When the 'J' node was added, note how every node in the tree except 'E' had one or more of it's node values updated. Caching information about the children node is critical for performance, without the information a separate query would need to be run to determine whether the triangle should be shown. The downside of caching the information is that it requires all the nodes to the right of the change to be updated. The node updating process itself is not very time consuming.

Suggestions as Questions and Answers

We have received several suggestions (and we are glad to receive them!) on how to improve graphical data trees in Specify but they usually are too inefficient or do not solve the underlying usability issues. For example:

Q. Could you stop using internal tree node numbers and HCNN and do everything dynamically--as the tree is opened level-by-level, or subtree-by-subtree anyway?
A. The performance impact would be minimal until a rank (column) with several hundred items needed to be displayed, then the delays would make the tree unusable.

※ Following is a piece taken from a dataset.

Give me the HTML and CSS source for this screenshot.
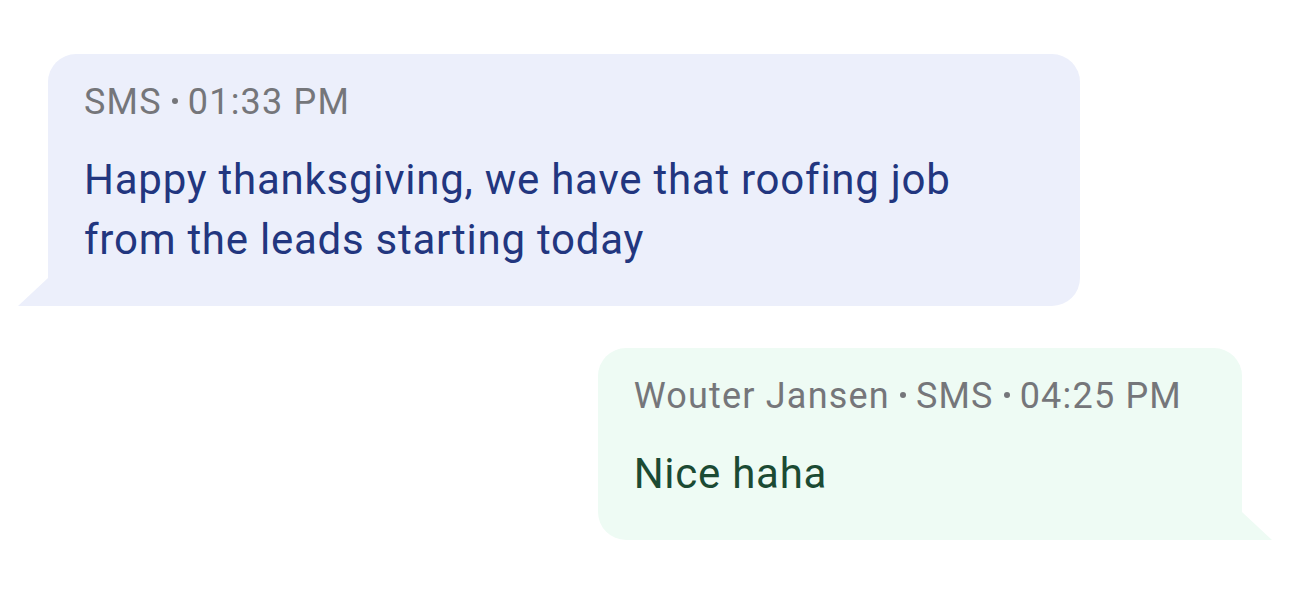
FILE: index.html
```html
<!DOCTYPE html>
<html lang="en">
<head>
<meta charset="utf-8">
<title>Messages</title>
<link rel="stylesheet" href="styles.css">
</head>
<body>
<div class="thread">
  <div class="bubble bubble-in">
    <div class="meta"><span>SMS</span><span class="dot"></span><span>01:33 PM</span></div>
    <div class="text">Happy thanksgiving, we have that roofing job from the leads starting today</div>
  </div>
  <div class="bubble bubble-out">
    <div class="meta"><span>Wouter Jansen</span><span class="dot"></span><span>SMS</span><span class="dot"></span><span>04:25 PM</span></div>
    <div class="text">Nice haha</div>
  </div>
</div>
</body>
</html>
```
FILE: styles.css
```css
html, body {
  margin: 0;
  padding: 0;
  background: #ffffff;
}
body {
  font-family: Roboto, "Noto Sans", "Liberation Sans", sans-serif;
}
.thread {
  display: flex;
  flex-direction: column;
  gap: 42px;
  padding: 54px 48px;
}
.bubble {
  position: relative;
  box-sizing: border-box;
  max-width: 1032px;
  padding: 24px 36px 36px;
}
.bubble::after {
  content: "";
  position: absolute;
  bottom: 0;
  width: 30px;
  height: 28px;
}
.bubble-in {
  align-self: flex-start;
  background: #eceffb;
  border-radius: 28px 28px 28px 0;
}
.bubble-in::after {
  left: -30px;
  background: #eceffb;
  clip-path: polygon(100% 0, 100% 100%, 0 100%);
}
.bubble-out {
  align-self: flex-end;
  background: #eefbf4;
  border-radius: 28px 28px 0 28px;
  padding-right: 60px;
}
.bubble-out::after {
  right: -30px;
  background: #eefbf4;
  clip-path: polygon(0 0, 100% 100%, 0 100%);
}
.meta {
  display: flex;
  align-items: center;
  font-size: 36px;
  line-height: 48px;
  color: #75767a;
  letter-spacing: 1.2px;
  white-space: nowrap;
}
.dot {
  width: 6px;
  height: 6px;
  border-radius: 50%;
  background: #75767a;
  margin: -2px 10px 0 10px;
}
.text {
  margin-top: 24px;
  font-size: 42px;
  line-height: 60px;
  letter-spacing: 0.75px;
}
.bubble-in .text {
  color: #22367f;
}
.bubble-out .text {
  color: #1b4a33;
}
```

Q. When the tree is in edit mode, maybe a only a portion of the tree, a sub-tree, could be locked?
A. Nice thought but this will not work because the entire tree may need to have its node numbers updated--not just for the locked portion of the tree but also for the unlocked portions.

Q. Would it be possible to load the tree into memory and then reconcile against the database when it is time to save?
A. For large trees this approach would require too much memory, some Taxon trees in Specify contain greater than 100,000 nodes. This approach would allow the entire tree to become out-of-sync with the data in the underlying database, which would be chaotic and deleterious in active multi-user environments.

Q. Could you load the tree into memory as the nodes are expanded then reconcile changes against the database when it is time to save the session changes?
A. If the branch you were working on was moved or re-parented, it could be very difficult to reconcile the tree. The entire branch you were working on could be deleted out from under you.